WHAT THE EXERCISE ASKS.
Without the pictures, return all of the material exactly as written.

DATASET SECTION.
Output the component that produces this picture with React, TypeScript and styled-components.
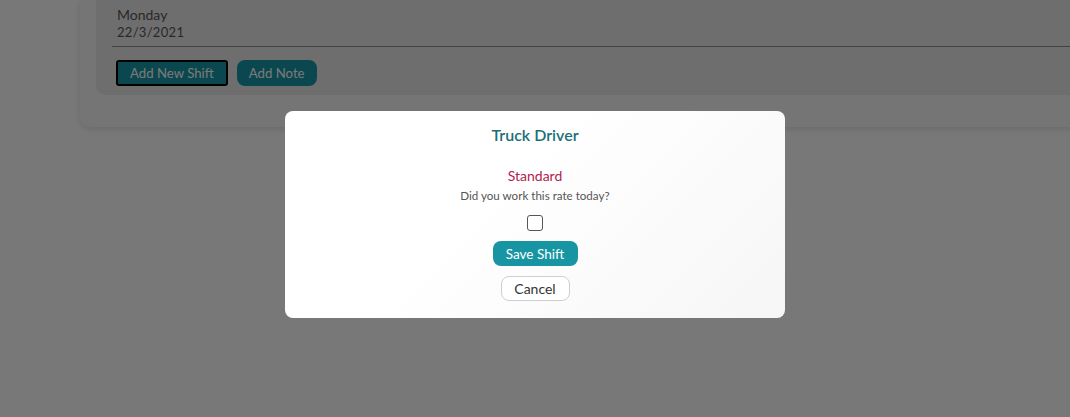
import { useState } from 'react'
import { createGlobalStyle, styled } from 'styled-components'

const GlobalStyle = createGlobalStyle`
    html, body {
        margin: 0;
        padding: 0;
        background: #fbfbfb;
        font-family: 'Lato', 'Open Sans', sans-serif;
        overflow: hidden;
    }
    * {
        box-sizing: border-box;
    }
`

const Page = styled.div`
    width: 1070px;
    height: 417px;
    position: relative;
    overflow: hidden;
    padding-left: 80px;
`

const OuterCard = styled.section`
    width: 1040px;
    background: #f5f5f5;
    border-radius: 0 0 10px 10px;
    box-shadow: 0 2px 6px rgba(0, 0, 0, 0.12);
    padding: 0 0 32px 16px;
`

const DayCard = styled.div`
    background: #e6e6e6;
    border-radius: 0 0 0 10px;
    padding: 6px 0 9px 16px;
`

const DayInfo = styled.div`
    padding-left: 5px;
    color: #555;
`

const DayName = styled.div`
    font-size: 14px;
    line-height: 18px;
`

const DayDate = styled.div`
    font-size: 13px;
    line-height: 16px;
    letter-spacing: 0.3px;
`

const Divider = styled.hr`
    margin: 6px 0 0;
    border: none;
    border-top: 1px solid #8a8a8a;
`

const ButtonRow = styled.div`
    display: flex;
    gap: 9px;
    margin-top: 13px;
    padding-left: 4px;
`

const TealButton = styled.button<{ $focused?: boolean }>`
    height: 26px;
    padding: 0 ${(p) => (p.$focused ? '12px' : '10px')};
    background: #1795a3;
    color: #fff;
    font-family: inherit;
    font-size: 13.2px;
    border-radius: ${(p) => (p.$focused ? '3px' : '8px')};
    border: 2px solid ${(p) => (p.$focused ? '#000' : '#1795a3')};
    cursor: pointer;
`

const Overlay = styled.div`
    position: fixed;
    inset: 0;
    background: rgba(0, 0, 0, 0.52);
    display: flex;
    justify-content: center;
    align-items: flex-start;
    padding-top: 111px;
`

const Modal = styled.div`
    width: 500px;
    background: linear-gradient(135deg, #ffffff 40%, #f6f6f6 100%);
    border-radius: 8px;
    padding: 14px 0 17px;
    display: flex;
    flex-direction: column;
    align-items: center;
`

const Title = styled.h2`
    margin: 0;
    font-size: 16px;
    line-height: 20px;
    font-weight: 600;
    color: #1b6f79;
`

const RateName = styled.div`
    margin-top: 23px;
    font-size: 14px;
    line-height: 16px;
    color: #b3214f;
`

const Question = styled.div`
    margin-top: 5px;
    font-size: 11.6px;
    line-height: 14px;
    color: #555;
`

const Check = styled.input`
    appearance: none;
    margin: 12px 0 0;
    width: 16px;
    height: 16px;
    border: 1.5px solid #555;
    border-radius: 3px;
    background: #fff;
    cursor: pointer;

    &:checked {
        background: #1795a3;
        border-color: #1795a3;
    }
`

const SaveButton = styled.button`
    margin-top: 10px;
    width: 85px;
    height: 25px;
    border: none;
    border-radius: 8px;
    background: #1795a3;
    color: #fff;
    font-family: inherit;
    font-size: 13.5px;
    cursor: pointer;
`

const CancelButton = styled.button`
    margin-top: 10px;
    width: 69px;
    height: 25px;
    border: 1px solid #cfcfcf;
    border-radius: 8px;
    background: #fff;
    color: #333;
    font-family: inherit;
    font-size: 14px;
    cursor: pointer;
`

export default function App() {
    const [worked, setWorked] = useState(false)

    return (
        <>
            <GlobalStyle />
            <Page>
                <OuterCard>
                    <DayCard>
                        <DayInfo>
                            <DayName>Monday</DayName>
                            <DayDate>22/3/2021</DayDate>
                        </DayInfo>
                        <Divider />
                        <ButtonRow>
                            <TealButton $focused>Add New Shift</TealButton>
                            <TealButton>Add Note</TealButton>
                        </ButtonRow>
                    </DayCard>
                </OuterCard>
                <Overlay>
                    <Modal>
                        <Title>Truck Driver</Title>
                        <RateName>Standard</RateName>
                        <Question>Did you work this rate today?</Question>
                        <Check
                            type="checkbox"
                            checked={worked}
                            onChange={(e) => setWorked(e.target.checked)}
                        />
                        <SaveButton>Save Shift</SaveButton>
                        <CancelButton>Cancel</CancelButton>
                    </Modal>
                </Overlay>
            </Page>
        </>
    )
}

EXPECTED OUTPUT.
Output the component that produces this picture with React, TypeScript and styled-components.
import { useState } from 'react'
import { createGlobalStyle, styled } from 'styled-components'

const GlobalStyle = createGlobalStyle`
    html, body {
        margin: 0;
        padding: 0;
        background: #fbfbfb;
        font-family: 'Lato', 'Open Sans', sans-serif;
        overflow: hidden;
    }
    * {
        box-sizing: border-box;
    }
`

const Page = styled.div`
    width: 1070px;
    height: 417px;
    position: relative;
    overflow: hidden;
    padding-left: 80px;
`

const OuterCard = styled.section`
    width: 1040px;
    background: #f5f5f5;
    border-radius: 0 0 10px 10px;
    box-shadow: 0 2px 6px rgba(0, 0, 0, 0.12);
    padding: 0 0 32px 16px;
`

const DayCard = styled.div`
    background: #e6e6e6;
    border-radius: 0 0 0 10px;
    padding: 6px 0 9px 16px;
`

const DayInfo = styled.div`
    padding-left: 5px;
    color: #555;
`

const DayName = styled.div`
    font-size: 14px;
    line-height: 18px;
`

const DayDate = styled.div`
    font-size: 13px;
    line-height: 16px;
    letter-spacing: 0.3px;
`

const Divider = styled.hr`
    margin: 6px 0 0;
    border: none;
    border-top: 1px solid #8a8a8a;
`

const ButtonRow = styled.div`
    display: flex;
    gap: 9px;
    margin-top: 13px;
    padding-left: 4px;
`

const TealButton = styled.button<{ $focused?: boolean }>`
    height: 26px;
    padding: 0 ${(p) => (p.$focused ? '12px' : '10px')};
    background: #1795a3;
    color: #fff;
    font-family: inherit;
    font-size: 13.2px;
    border-radius: ${(p) => (p.$focused ? '3px' : '8px')};
    border: 2px solid ${(p) => (p.$focused ? '#000' : '#1795a3')};
    cursor: pointer;
`

const Overlay = styled.div`
    position: fixed;
    inset: 0;
    background: rgba(0, 0, 0, 0.52);
    display: flex;
    justify-content: center;
    align-items: flex-start;
    padding-top: 111px;
`

const Modal = styled.div`
    width: 500px;
    background: linear-gradient(135deg, #ffffff 40%, #f6f6f6 100%);
    border-radius: 8px;
    padding: 14px 0 17px;
    display: flex;
    flex-direction: column;
    align-items: center;
`

const Title = styled.h2`
    margin: 0;
    font-size: 16px;
    line-height: 20px;
    font-weight: 600;
    color: #1b6f79;
`

const RateName = styled.div`
    margin-top: 23px;
    font-size: 14px;
    line-height: 16px;
    color: #b3214f;
`

const Question = styled.div`
    margin-top: 5px;
    font-size: 11.6px;
    line-height: 14px;
    color: #555;
`

const Check = styled.input`
    appearance: none;
    margin: 12px 0 0;
    width: 16px;
    height: 16px;
    border: 1.5px solid #555;
    border-radius: 3px;
    background: #fff;
    cursor: pointer;

    &:checked {
        background: #1795a3;
        border-color: #1795a3;
    }
`

const SaveButton = styled.button`
    margin-top: 10px;
    width: 85px;
    height: 25px;
    border: none;
    border-radius: 8px;
    background: #1795a3;
    color: #fff;
    font-family: inherit;
    font-size: 13.5px;
    cursor: pointer;
`

const CancelButton = styled.button`
    margin-top: 10px;
    width: 69px;
    height: 25px;
    border: 1px solid #cfcfcf;
    border-radius: 8px;
    background: #fff;
    color: #333;
    font-family: inherit;
    font-size: 14px;
    cursor: pointer;
`

export default function App() {
    const [worked, setWorked] = useState(false)

    return (
        <>
            <GlobalStyle />
            <Page>
                <OuterCard>
                    <DayCard>
                        <DayInfo>
                            <DayName>Monday</DayName>
                            <DayDate>22/3/2021</DayDate>
                        </DayInfo>
                        <Divider />
                        <ButtonRow>
                            <TealButton $focused>Add New Shift</TealButton>
                            <TealButton>Add Note</TealButton>
                        </ButtonRow>
                    </DayCard>
                </OuterCard>
                <Overlay>
                    <Modal>
                        <Title>Truck Driver</Title>
                        <RateName>Standard</RateName>
                        <Question>Did you work this rate today?</Question>
                        <Check
                            type="checkbox"
                            checked={worked}
                            onChange={(e) => setWorked(e.target.checked)}
                        />
                        <SaveButton>Save Shift</SaveButton>
                        <CancelButton>Cancel</CancelButton>
                    </Modal>
                </Overlay>
            </Page>
        </>
    )
}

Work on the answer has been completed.